Invalid output - Githubissues

Testing the below list

||com/*?adver=123.456
||aaa.*/ads1/
||aaa.*/ads2/
||bbb.com^*ads3
||ccc.com^*ads4
||ddd.com*.ads.com
||eee.com/*$image,domain=fff.com
||ggg.hhh-*
||ggg.hhh-*
||ggg.hhh*iii-jjj
|http://kkk.com/ads/*
|https://kkk.lll/*
|https://ads.mmm.nnn^
||ooo.com/*.ppp
||qqq.com/img1*.ads8
||qqq.com/img2/*.ads9
||qqq.com/img3/.*./ads0
||qqq.com/img4/*.*/
||qqq.com/img5/*..*/
||rrr.com/*.php?123
||sss.com^*/img/
||ttt.com/*/ban.js
||uuu.com/*$script

Output

?adver=123.456
aaa.
aaa.
bbb.com
ccc.com
.ads.com
ddd.com
eee.com
ggg.hhh-
ggg.hhh-
ggg.hhh
.ppp
ooo.com
.ads8
qqq.com
.ads9
qqq.com
.
qqq.com
.
qqq.com
..
qqq.com
.php
rrr.com
sss.com
ttt.com
uuu.com

The expected output should be

kkk.lll
ads.mmm.nnn

@smed79 please review the testcases before I deploy/release my change: https://github.com/funilrys/PyFunceble/commit/d32914b7dd1381f47e7e96d76458e986c3550cf0#diff-6fbb548d14d904b48cdaa09ea8c1ca04249d69cef0763217ac957605c50548a6R278-R326

Let me know If I missed a test case.

Stay safe and healthy!

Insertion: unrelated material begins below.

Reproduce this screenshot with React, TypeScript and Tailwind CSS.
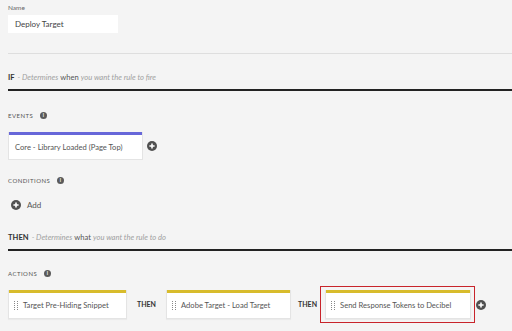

Thank you for your patience.

1st,

|http://example.com,https://example.de$script,image,domain=example.org|foo.example.net

There is no such cas in adblock (plus) syntax.

blocked requests (files or domains) cannot be separated by comma, so the correct syntax have only to be

|http://example.com$script,image,domain=example.org|foo.example.net
|https://example.de$script,image,domain=example.org|foo.example.net

||example.com$script,image,domain=example.org|foo.example.net
||example.de$script,image,domain=example.org|foo.example.net

or we have to use a regex rule, as below

/^https?:\/\/(example\.com|example\.de)\//$script,image,domain=example.org|foo.example.net

2nd,

Excuse my ignorance, i have a question ...

A set of tools for the decoding and conversion of AdBlock and filter lists. (https://github.com/PyFunceble/adblock-decoder#adblock-filter-list-decoder)

what is the intended behavior ?

extracting all domains for testing purpose (ACTIVE, INACTIVE or INVALID) <-- Case 1

extracting only domains that are safe to be blocked ? <-- Case 2

for the second case (safe), the tool have to extract only domains that flagged with the third party option or limited with the symbol ^ at the end.

||axample.com^$third-party
||ads.example.net^

I mean

$ grep -E "^\|\|[a-z0-9.-]+\^([\$]third-party)?$" adblock.list

more aggressive, include popups filters

||axample.com^$popup,third-party
||axample.com^$popup

grep -E "^\|\|[a-z0-9.-]+\^([$](popup([,](third-party)?)?|third-party))?$" adblock.list

clean output (with 0.0.0.0)

grep -E "^\|\|[a-z0-9.-]+\^([$](popup([,](third-party)?)?|third-party))?$" adblock.list | sed 's/\^.*//' | sed 's/||/0.0.0.0 /' > hosts.list

@smed79 , I don't create such lists complex lists on my own, so I'm happy to have inputs from the community.

1st,

|http://example.com,https://example.de$script,image,domain=example.org|foo.example.net

There is no such cas in adblock (plus) syntax.

That's good to know. Will be fixed.

what is the intended behavior ?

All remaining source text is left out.